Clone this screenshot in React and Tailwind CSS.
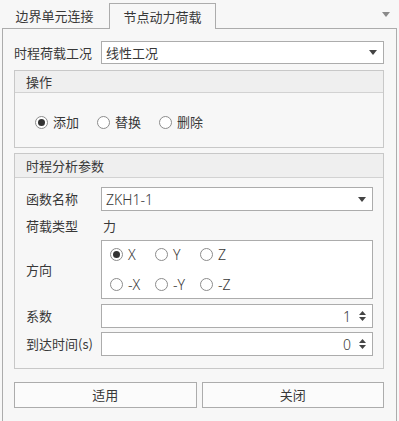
import React, { useState } from "react";

const font = { fontFamily: '"Noto Sans CJK SC", "Noto Sans", sans-serif' };
const latin = { fontFamily: '"Noto Sans", "Noto Sans CJK SC", sans-serif' };

function Caret({ color = "#444", className = "" }) {
  return (
    <svg width="8" height="5" viewBox="0 0 8 5" className={className}>
      <path d="M0 0 H8 L4 5 Z" fill={color} />
    </svg>
  );
}

function Radio({ checked, label, onClick, className = "", labelStyle }) {
  return (
    <button type="button" onClick={onClick} className={"flex items-center gap-[5px] " + className}>
      <span className="flex items-center justify-center w-[13px] h-[13px] rounded-full border border-[#8c8c8c] bg-white">
        {checked && <span className="w-[7px] h-[7px] rounded-full bg-[#333]" />}
      </span>
      <span style={labelStyle}>{label}</span>
    </button>
  );
}

function Spin({ value }) {
  return (
    <div className="flex-1 h-[24px] border border-[#acacac] bg-white flex items-center justify-end pr-[6px]">
      <span style={latin} className="mr-[8px] text-[14px] font-light">{value}</span>
      <div className="flex flex-col gap-[2px]">
        <svg width="7" height="4" viewBox="0 0 7 4"><path d="M0 4 H7 L3.5 0 Z" fill="#444" /></svg>
        <svg width="7" height="4" viewBox="0 0 7 4"><path d="M0 0 H7 L3.5 4 Z" fill="#444" /></svg>
      </div>
    </div>
  );
}

export default function App() {
  const [op, setOp] = useState("add");
  const [dir, setDir] = useState("X");

  return (
    <div style={font} className="w-[399px] h-[421px] bg-[#f7f7f7] text-[13px] text-[#383838] overflow-hidden">
      {/* 标签栏 */}
      <div className="flex items-end h-[28px]">
        <div className="w-[109px] h-[25px] flex items-center justify-center">边界单元连接</div>
        <div className="w-[107px] h-[26px] border border-b-0 border-[#acacac] bg-[#f7f7f7] flex items-center justify-center -mb-px relative z-10">
          节点动力荷载
        </div>
        <div className="flex-1 h-[28px] flex items-center justify-end pr-[9px]">
          <Caret color="#8a8a8a" />
        </div>
      </div>

      {/* 面板 */}
      <div className="ml-[2px] w-[395px] h-[393px] border border-b-0 border-[#acacac] pt-[12px] pl-[11px] pr-[12px]">
        <div className="flex items-center h-[23px]">
          <div className="w-[87px] whitespace-nowrap">时程荷载工况</div>
          <div className="flex-1 h-[23px] border border-[#acacac] bg-white flex items-center justify-between pl-[4px] pr-[6px]">
            <span>线性工况</span>
            <Caret />
          </div>
        </div>

        {/* 操作 */}
        <div className="mt-[6px] border border-[#c8c8c8] h-[78px]">
          <div className="h-[22px] bg-[#efefef] border-b border-[#d2d2d2] flex items-center pl-[11px]">操作</div>
          <div className="flex items-center gap-[18px] pl-[20px] h-[54px] pt-[4px]">
            <Radio checked={op === "add"} label="添加" onClick={() => setOp("add")} />
            <Radio checked={op === "rep"} label="替换" onClick={() => setOp("rep")} />
            <Radio checked={op === "del"} label="删除" onClick={() => setOp("del")} />
          </div>
        </div>

        {/* 时程分析参数 */}
        <div className="mt-[5px] border border-[#c8c8c8] h-[216px]">
          <div className="h-[24px] bg-[#efefef] border-b border-[#d2d2d2] flex items-center pl-[11px]">时程分析参数</div>
          <div className="pl-[11px] pr-[10px] pt-[9px]">
            <div className="flex items-center">
              <div className="w-[75px]">函数名称</div>
              <div className="flex-1 h-[24px] border border-[#acacac] bg-white flex items-center justify-between pl-[4px] pr-[6px]">
                <span style={latin} className="text-[14px] font-light">ZKH1-1</span>
                <Caret />
              </div>
            </div>
            <div className="flex items-center h-[28px] mt-[1px]">
              <div className="w-[77px]">荷载类型</div>
              <div>力</div>
            </div>
            <div className="flex items-center">
              <div className="w-[75px]">方向</div>
              <div className="flex-1 h-[59px] border border-[#acacac] bg-white pl-[8px] flex flex-col justify-center gap-[9px] text-[14px] font-light">
                <div className="flex">
                  {["X", "Y", "Z"].map((d) => (
                    <Radio key={d} className="w-[45px]" labelStyle={latin} checked={dir === d} label={d} onClick={() => setDir(d)} />
                  ))}
                </div>
                <div className="flex">
                  {["-X", "-Y", "-Z"].map((d) => (
                    <Radio key={d} className="w-[45px]" labelStyle={latin} checked={dir === d} label={d} onClick={() => setDir(d)} />
                  ))}
                </div>
              </div>
            </div>
            <div className="flex items-center mt-[5px]">
              <div className="w-[75px]">系数</div>
              <Spin value="1" />
            </div>
            <div className="flex items-center mt-[4px]">
              <div className="w-[75px] whitespace-nowrap">到达时间(s)</div>
              <Spin value="0" />
            </div>
          </div>
        </div>

        {/* 按钮 */}
        <div className="flex gap-[5px] mt-[13px]">
          <button type="button" className="flex-1 h-[26px] border border-[#acacac] bg-[#fbfbfb]">适用</button>
          <button type="button" className="flex-1 h-[26px] border border-[#acacac] bg-[#fbfbfb]">关闭</button>
        </div>
      </div>
    </div>
  );
}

Directions for this task: Write out the material above again, word for word, minus its pictures.

Result for this exercise:
Clone this screenshot in React and Tailwind CSS.
import React, { useState } from "react";

const font = { fontFamily: '"Noto Sans CJK SC", "Noto Sans", sans-serif' };
const latin = { fontFamily: '"Noto Sans", "Noto Sans CJK SC", sans-serif' };

function Caret({ color = "#444", className = "" }) {
  return (
    <svg width="8" height="5" viewBox="0 0 8 5" className={className}>
      <path d="M0 0 H8 L4 5 Z" fill={color} />
    </svg>
  );
}

function Radio({ checked, label, onClick, className = "", labelStyle }) {
  return (
    <button type="button" onClick={onClick} className={"flex items-center gap-[5px] " + className}>
      <span className="flex items-center justify-center w-[13px] h-[13px] rounded-full border border-[#8c8c8c] bg-white">
        {checked && <span className="w-[7px] h-[7px] rounded-full bg-[#333]" />}
      </span>
      <span style={labelStyle}>{label}</span>
    </button>
  );
}

function Spin({ value }) {
  return (
    <div className="flex-1 h-[24px] border border-[#acacac] bg-white flex items-center justify-end pr-[6px]">
      <span style={latin} className="mr-[8px] text-[14px] font-light">{value}</span>
      <div className="flex flex-col gap-[2px]">
        <svg width="7" height="4" viewBox="0 0 7 4"><path d="M0 4 H7 L3.5 0 Z" fill="#444" /></svg>
        <svg width="7" height="4" viewBox="0 0 7 4"><path d="M0 0 H7 L3.5 4 Z" fill="#444" /></svg>
      </div>
    </div>
  );
}

export default function App() {
  const [op, setOp] = useState("add");
  const [dir, setDir] = useState("X");

  return (
    <div style={font} className="w-[399px] h-[421px] bg-[#f7f7f7] text-[13px] text-[#383838] overflow-hidden">
      {/* 标签栏 */}
      <div className="flex items-end h-[28px]">
        <div className="w-[109px] h-[25px] flex items-center justify-center">边界单元连接</div>
        <div className="w-[107px] h-[26px] border border-b-0 border-[#acacac] bg-[#f7f7f7] flex items-center justify-center -mb-px relative z-10">
          节点动力荷载
        </div>
        <div className="flex-1 h-[28px] flex items-center justify-end pr-[9px]">
          <Caret color="#8a8a8a" />
        </div>
      </div>

      {/* 面板 */}
      <div className="ml-[2px] w-[395px] h-[393px] border border-b-0 border-[#acacac] pt-[12px] pl-[11px] pr-[12px]">
        <div className="flex items-center h-[23px]">
          <div className="w-[87px] whitespace-nowrap">时程荷载工况</div>
          <div className="flex-1 h-[23px] border border-[#acacac] bg-white flex items-center justify-between pl-[4px] pr-[6px]">
            <span>线性工况</span>
            <Caret />
          </div>
        </div>

        {/* 操作 */}
        <div className="mt-[6px] border border-[#c8c8c8] h-[78px]">
          <div className="h-[22px] bg-[#efefef] border-b border-[#d2d2d2] flex items-center pl-[11px]">操作</div>
          <div className="flex items-center gap-[18px] pl-[20px] h-[54px] pt-[4px]">
            <Radio checked={op === "add"} label="添加" onClick={() => setOp("add")} />
            <Radio checked={op === "rep"} label="替换" onClick={() => setOp("rep")} />
            <Radio checked={op === "del"} label="删除" onClick={() => setOp("del")} />
          </div>
        </div>

        {/* 时程分析参数 */}
        <div className="mt-[5px] border border-[#c8c8c8] h-[216px]">
          <div className="h-[24px] bg-[#efefef] border-b border-[#d2d2d2] flex items-center pl-[11px]">时程分析参数</div>
          <div className="pl-[11px] pr-[10px] pt-[9px]">
            <div className="flex items-center">
              <div className="w-[75px]">函数名称</div>
              <div className="flex-1 h-[24px] border border-[#acacac] bg-white flex items-center justify-between pl-[4px] pr-[6px]">
                <span style={latin} className="text-[14px] font-light">ZKH1-1</span>
                <Caret />
              </div>
            </div>
            <div className="flex items-center h-[28px] mt-[1px]">
              <div className="w-[77px]">荷载类型</div>
              <div>力</div>
            </div>
            <div className="flex items-center">
              <div className="w-[75px]">方向</div>
              <div className="flex-1 h-[59px] border border-[#acacac] bg-white pl-[8px] flex flex-col justify-center gap-[9px] text-[14px] font-light">
                <div className="flex">
                  {["X", "Y", "Z"].map((d) => (
                    <Radio key={d} className="w-[45px]" labelStyle={latin} checked={dir === d} label={d} onClick={() => setDir(d)} />
                  ))}
                </div>
                <div className="flex">
                  {["-X", "-Y", "-Z"].map((d) => (
                    <Radio key={d} className="w-[45px]" labelStyle={latin} checked={dir === d} label={d} onClick={() => setDir(d)} />
                  ))}
                </div>
              </div>
            </div>
            <div className="flex items-center mt-[5px]">
              <div className="w-[75px]">系数</div>
              <Spin value="1" />
            </div>
            <div className="flex items-center mt-[4px]">
              <div className="w-[75px] whitespace-nowrap">到达时间(s)</div>
              <Spin value="0" />
            </div>
          </div>
        </div>

        {/* 按钮 */}
        <div className="flex gap-[5px] mt-[13px]">
          <button type="button" className="flex-1 h-[26px] border border-[#acacac] bg-[#fbfbfb]">适用</button>
          <button type="button" className="flex-1 h-[26px] border border-[#acacac] bg-[#fbfbfb]">关闭</button>
        </div>
      </div>
    </div>
  );
}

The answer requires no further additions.